All due to the focus on scene-based gameplay.

It makes me wonder if we actually need games that heavily focus on narrative involvement when it seems that all we need to do is simply change how we structure our gameplay.

I can’t help but imagine D&D 4e would actually thrive way more in Japan than it ever did in North America.


Last Words

I don’t know if it’s due to my love of character freedom and the emphasis on power-based character building, but I really like the feel of Japanese TRPGs. I have to imagine that the cultural artifacts surrounding Japan’s TRPG scene have created a very unique type of gameplay style that can greatly uplift games that focus on limitless character building, all without sacrificing strength in the narrative.
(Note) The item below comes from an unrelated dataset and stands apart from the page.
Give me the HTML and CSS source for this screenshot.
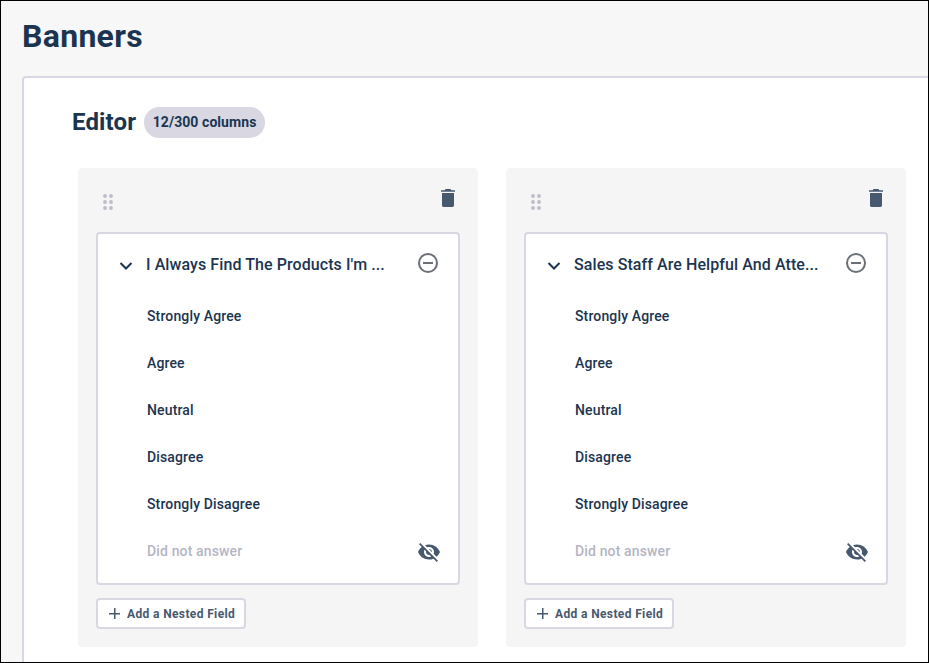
FILE: index.html
```html
<!DOCTYPE html>
<html lang="en">
<head>
<meta charset="utf-8">
<title>Banners</title>
<link rel="stylesheet" href="styles.css">
</head>
<body>
<div class="app">
  <h1 class="page-title">Banners</h1>
  <section class="panel">
    <header class="editor-head">
      <h2 class="editor-title">Editor</h2>
      <span class="badge">12/300 columns</span>
    </header>
    <div class="columns">
      <article class="column">
        <div class="column-top">
          <svg class="grip" width="10" height="16" viewBox="0 0 10 16"><g fill="#bdbcc8"><circle cx="2" cy="2" r="1.9"/><circle cx="8" cy="2" r="1.9"/><circle cx="2" cy="8" r="1.9"/><circle cx="8" cy="8" r="1.9"/><circle cx="2" cy="14" r="1.9"/><circle cx="8" cy="14" r="1.9"/></g></svg>
          <svg class="trash" width="14" height="18" viewBox="0 0 14 18"><path fill="#47596f" d="M4.5 0h5l.8 1.2H14v1.600H0V1.200h3.700zM1 4h12v12.200c0 1-.8 1.800-1.800 1.800H2.800c-1 0-1.800-.8-1.800-1.800z"/></svg>
        </div>
        <div class="field">
          <div class="field-head">
            <svg class="chevron" width="14" height="8" viewBox="0 0 14 8"><path fill="none" stroke="#1b3550" stroke-width="2" d="M1.500 1 7 6.500 12.500 1"/></svg>
            <span class="field-name">I Always Find The Products I'm ...</span>
            <svg class="minus" width="20" height="20" viewBox="0 0 20 20"><circle cx="10" cy="10" r="9" fill="none" stroke="#6b6f76" stroke-width="2"/><path stroke="#6b6f76" stroke-width="2" d="M5 10h10"/></svg>
          </div>
          <ul class="options">
            <li class="option">Strongly Agree</li>
            <li class="option">Agree</li>
            <li class="option">Neutral</li>
            <li class="option">Disagree</li>
            <li class="option">Strongly Disagree</li>
            <li class="option muted">Did not answer
              <svg class="eye" width="24" height="24" viewBox="0 0 24 24"><path fill="#47596f" d="M12 7c2.760 0 5 2.240 5 5 0 .65-.13 1.260-.36 1.830l2.920 2.920c1.510-1.260 2.700-2.890 3.430-4.750-1.730-4.390-6-7.500-11-7.500-1.400 0-2.740.25-3.980.7l2.160 2.160C10.740 7.130 11.350 7 12 7zM2 4.270l2.280 2.280.46.46C3.080 8.300 1.780 10.020 1 12c1.730 4.390 6 7.500 11 7.500 1.550 0 3.030-.3 4.380-.84l.42.42L19.730 22 21 20.730 3.270 3 2 4.270zM7.530 9.800l1.550 1.550c-.05.21-.08.43-.08.65 0 1.660 1.340 3 3 3 .22 0 .44-.03.65-.08l1.550 1.550c-.67.33-1.410.53-2.200.53-2.760 0-5-2.240-5-5 0-.79.2-1.530.53-2.200zm4.310-.78l3.150 3.150.02-.16c0-1.660-1.340-3-3-3l-.17.01z"/></svg>
            </li>
          </ul>
        </div>
        <button class="add-btn" type="button"><span class="plus"></span>Add a Nested Field</button>
      </article>
      <article class="column">
        <div class="column-top">
          <svg class="grip" width="10" height="16" viewBox="0 0 10 16"><g fill="#bdbcc8"><circle cx="2" cy="2" r="1.9"/><circle cx="8" cy="2" r="1.9"/><circle cx="2" cy="8" r="1.9"/><circle cx="8" cy="8" r="1.9"/><circle cx="2" cy="14" r="1.9"/><circle cx="8" cy="14" r="1.9"/></g></svg>
          <svg class="trash" width="14" height="18" viewBox="0 0 14 18"><path fill="#47596f" d="M4.5 0h5l.8 1.2H14v1.600H0V1.200h3.700zM1 4h12v12.200c0 1-.8 1.800-1.800 1.800H2.800c-1 0-1.800-.8-1.800-1.800z"/></svg>
        </div>
        <div class="field">
          <div class="field-head">
            <svg class="chevron" width="14" height="8" viewBox="0 0 14 8"><path fill="none" stroke="#1b3550" stroke-width="2" d="M1.500 1 7 6.500 12.500 1"/></svg>
            <span class="field-name">Sales Staff Are Helpful And Atte...</span>
            <svg class="minus" width="20" height="20" viewBox="0 0 20 20"><circle cx="10" cy="10" r="9" fill="none" stroke="#6b6f76" stroke-width="2"/><path stroke="#6b6f76" stroke-width="2" d="M5 10h10"/></svg>
          </div>
          <ul class="options">
            <li class="option">Strongly Agree</li>
            <li class="option">Agree</li>
            <li class="option">Neutral</li>
            <li class="option">Disagree</li>
            <li class="option">Strongly Disagree</li>
            <li class="option muted">Did not answer
              <svg class="eye" width="24" height="24" viewBox="0 0 24 24"><path fill="#47596f" d="M12 7c2.760 0 5 2.240 5 5 0 .65-.13 1.260-.36 1.830l2.920 2.920c1.510-1.260 2.700-2.890 3.430-4.750-1.730-4.390-6-7.500-11-7.500-1.400 0-2.740.25-3.980.7l2.160 2.160C10.740 7.130 11.350 7 12 7zM2 4.270l2.280 2.280.46.46C3.080 8.300 1.780 10.020 1 12c1.730 4.390 6 7.500 11 7.500 1.550 0 3.030-.3 4.380-.84l.42.42L19.730 22 21 20.730 3.270 3 2 4.270zM7.530 9.800l1.550 1.550c-.05.21-.08.43-.08.65 0 1.660 1.340 3 3 3 .22 0 .44-.03.65-.08l1.550 1.550c-.67.33-1.410.53-2.200.53-2.760 0-5-2.240-5-5 0-.79.2-1.530.53-2.200zm4.310-.78l3.150 3.150.02-.16c0-1.660-1.340-3-3-3l-.17.01z"/></svg>
            </li>
          </ul>
        </div>
        <button class="add-btn" type="button"><span class="plus"></span>Add a Nested Field</button>
      </article>
    </div>
  </section>
</div>
</body>
</html>
```
FILE: styles.css
```css
* { box-sizing: border-box; }
html, body { margin: 0; padding: 0; }
body { font-family: Roboto, "Liberation Sans", sans-serif; background: #f7f7f7; }
.app {
  width: 929px;
  height: 663px;
  border: 1px solid #000;
  background: #f7f7f7;
  overflow: hidden;
  padding: 0 0 0 21px;
}
.page-title {
  margin: 0;
  height: 75px;
  padding-top: 15px;
  font-size: 32px;
  line-height: 40px;
  font-weight: 700;
  letter-spacing: .3px;
  color: #1b3550;
}
.panel {
  width: 960px;
  height: 640px;
  background: #fff;
  border: 2px solid #d8d7e2;
  border-radius: 4px;
  padding: 0 0 0 48px;
}
.editor-head {
  display: flex;
  align-items: center;
  gap: 8px;
  height: 88px;
  margin-bottom: 2px;
}
.editor-title {
  margin: 0;
  font-size: 24px;
  line-height: 30px;
  font-weight: 700;
  letter-spacing: .15px;
  color: #1b3550;
}
.badge {
  display: inline-flex;
  align-items: center;
  height: 31px;
  padding: 0 8.5px;
  border-radius: 16px;
  background: #d8d7e2;
  color: #1b3550;
  font-size: 14px;
  font-weight: 700;
  letter-spacing: .07px;
}
.columns {
  display: flex;
  gap: 28px;
  padding-left: 6px;
}
.column {
  width: 400px;
  height: 479px;
  flex: none;
  background: #f5f5f6;
  border-radius: 4px;
  padding: 18px;
}
.column-top {
  display: flex;
  justify-content: space-between;
  align-items: flex-start;
  height: 46px;
}
.grip { margin: 8px 0 0 7px; }
.trash { margin: 3px 5px 0 0; }
.field {
  width: 364px;
  height: 353px;
  background: #fff;
  border: 2px solid #d8d7e2;
  border-radius: 4px;
}
.field-head {
  display: flex;
  align-items: center;
  height: 58px;
  padding: 0 20px 0 21px;
}
.chevron { flex: none; margin-top: 5px; }
.field-name {
  flex: 1;
  margin-left: 13px;
  padding-top: 2px;
  font-size: 16px;
  font-weight: 500;
  letter-spacing: .08px;
  color: #1b3550;
  white-space: nowrap;
}
.minus { flex: none; margin-top: 0; }
.options { list-style: none; margin: 0; padding: 0 0 0 49px; }
.option {
  position: relative;
  display: flex;
  align-items: center;
  height: 47px;
  font-size: 14px;
  font-weight: 500;
  letter-spacing: .14px;
  color: #1b3550;
}
.muted { color: #b5b5c3; }
.eye { position: absolute; right: 17px; top: 13px; }
.add-btn {
  display: flex;
  align-items: center;
  width: 150px;
  height: 31px;
  margin-top: 13px;
  padding: 0 0 0 11px;
  background: #fff;
  border: 2px solid #d8d7e2;
  border-radius: 4px;
  font-family: inherit;
  font-size: 12px;
  font-weight: 700;
  letter-spacing: .37px;
  color: #47596f;
}
.plus {
  position: relative;
  width: 11px;
  height: 11px;
  margin-right: 7px;
  flex: none;
  background:
    linear-gradient(#47596f, #47596f) center / 100% 1.5px no-repeat,
    linear-gradient(#47596f, #47596f) center / 1.5px 100% no-repeat;
}
```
Ever since discovering this style, I’ve actually taken in and applied it to how I run this podcast game I GM for and have found that my games have greatly sped up in pace. We can get through an entire ‘season’ of content within 3 sessions that I could easily see last twice as much for any other gaming group. I honestly believe that picking up games that originated in Japan (such as the recent Shinobigami) and learning to GM/play in that style can greatly benefit anyone looking to step up their game to the next level.

Or maybe I’m just a massive weeb and I’m over-glorifying this. Perhaps my love of anime has finally gotten to my brain and now I’m trapped in a cycle of never-ending pedestaling Japanese-sourced content. Perhaps this is me completely going off the deep end and not caring about the consequences.

I don’t know about the rest, but I’m definitely a weeb.